Debian 12 RC2+ on x86_64.

Not sure if the details at the top of this ticket help, but they are: http://sprunge.us/IiIYRG?en

tim-moody commented 1 year ago

I'll check back in June more or less.

holta commented 1 year ago

Ubuntu 23.04 (released April 20th) has the identical issue.

Which is no surprise, as the 2 OS's (Ubuntu 23.04 and Debian 12) share nearly the identical version of many/most apt packages, including:

root@u23:~# apt list python3-bs4 python3-lxml
Listing... Done
python3-bs4/lunar,now 4.11.2-2 all [installed]
python3-lxml/lunar,now 4.9.2-1build1 amd64 [installed]
tim-moody commented 1 year ago

This might be the answer https://www.crummy.com/software/BeautifulSoup/bs4/doc/#installing-a-parser

BeautifulSoup(markup, "lxml") installs an html parser and lxml-xml installs an xml parser

But if I make that change the python is broken

tim-moody commented 1 year ago

I think the issue is that with xml case is enforced, so articlecount has to be articleCount.
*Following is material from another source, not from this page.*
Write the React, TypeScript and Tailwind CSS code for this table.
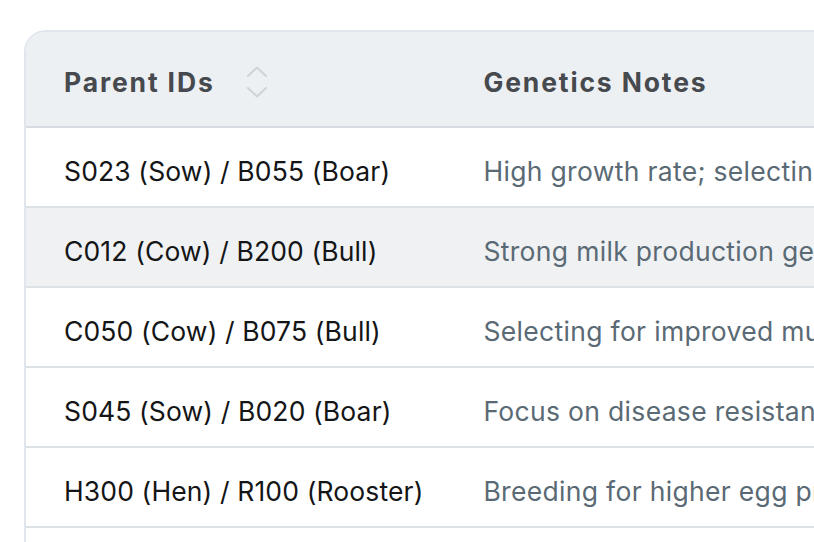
import React from "react";

type Row = { parents: string; notes: string };

const rows: Row[] = [
  { parents: "S023 (Sow) / B055 (Boar)", notes: "High growth rate; selecting for leaner meat and larger litters" },
  { parents: "C012 (Cow) / B200 (Bull)", notes: "Strong milk production genetics from both lines" },
  { parents: "C050 (Cow) / B075 (Bull)", notes: "Selecting for improved muscle development and calving ease" },
  { parents: "S045 (Sow) / B020 (Boar)", notes: "Focus on disease resistance and feed efficiency" },
  { parents: "H300 (Hen) / R100 (Rooster)", notes: "Breeding for higher egg production and hardiness" },
  { parents: "E014 (Ewe) / R022 (Ram)", notes: "Wool quality and twin lambing rate" },
];

function SortIcon() {
  return (
    <svg width="22" height="34" viewBox="0 0 22 34" fill="none" className="ml-[31px] shrink-0">
      <path d="M2 11 L11 2.5 L20 11" stroke="#cdd3d9" strokeWidth="2" strokeLinecap="round" strokeLinejoin="round" />
      <path d="M2 23 L11 31.5 L20 23" stroke="#cdd3d9" strokeWidth="2" strokeLinecap="round" strokeLinejoin="round" />
    </svg>
  );
}

export default function App() {
  return (
    <div
      className="w-[814px] h-[542px] overflow-hidden bg-white pt-[30px] pl-[24px]"
      style={{ fontFamily: "Inter, 'Noto Sans', sans-serif" }}
    >
      <div className="w-[1200px] rounded-tl-[22px] border-2 border-[#e1e6ec] overflow-hidden">
        <table className="w-full border-collapse text-left">
          <thead>
            <tr className="bg-[#edf0f3] border-b-2 border-[#d6dce1]">
              <th className="h-[95px] pl-[38px] pr-[20px] pt-[6px] pb-0 align-middle">
                <div className="flex items-center text-[26.5px] leading-[32px] font-bold tracking-[0.07em] text-[#46494d]">
                  Parent IDs
                  <SortIcon />
                </div>
              </th>
              <th className="pl-[40px] pr-[40px] pt-[6px] pb-0 align-middle">
                <div className="text-[26.5px] leading-[32px] font-bold tracking-[0.07em] text-[#46494d]">
                  Genetics Notes
                </div>
              </th>
            </tr>
          </thead>
          <tbody>
            {rows.map((r, i) => (
              <tr
                key={r.parents}
                className={`border-b-2 border-[#dde2e7] ${i === 1 ? "bg-[#eff1f3]" : "bg-white"}`}
              >
                <td className="h-[80px] pl-[38px] pr-[20px] pt-[8px] pb-0 align-middle text-[26.5px] leading-[32px] tracking-[0.005em] text-[#141516] whitespace-nowrap">
                  {r.parents}
                </td>
                <td className="pl-[40px] pr-[40px] pt-[8px] pb-0 align-middle text-[26.5px] leading-[32px] tracking-[0.012em] text-[#5a6a75] whitespace-nowrap">
                  {r.notes}
                </td>
              </tr>
            ))}
          </tbody>
        </table>
      </div>
    </div>
  );
}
holta commented 1 year ago

I think the issue is that with xml case is enforced, so articlecount has to be articleCount.

Where does the lowercase articlecount appear? I'm not following the details, but just for the record:

root@box:~# wget https://library.kiwix.org/catalog/v2/entries?count=-1
root@box:~# grep -c articlecount entries\?count\=-1
0
root@box:~# grep -c articleCount entries\?count\=-1
4117

ASIDE: If intermittent ~5min freezes are perhaps (?) due to Internet slowness / hosting overload issues while trying to download the ~4.8MB https://library.kiwix.org/catalog/v2/entries?count=-1 — then presumably there's nothing we can do about that.
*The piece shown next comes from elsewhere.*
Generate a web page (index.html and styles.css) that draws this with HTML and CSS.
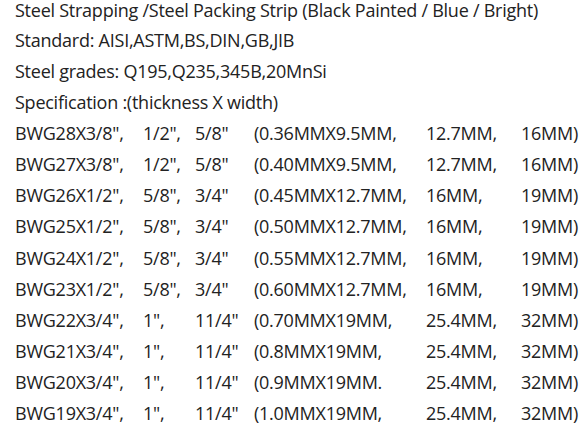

tim-moody commented 1 year ago

it also occurred to me that a package will compile into .pyc the first time used

tim-moody commented 1 year ago

https://github.com/iiab/iiab-admin-console/pull/540

holta commented 1 year ago

Here's reconfirming that @tim-moody's PR has now eliminated the XML/HTML warning message on Ubuntu 23.04:

holta commented 1 year ago

@tim-moody's PR has now eliminated the XML/HTML warning message on Ubuntu 23.04

Output is also confirmed to now be cleaner on Debian 12.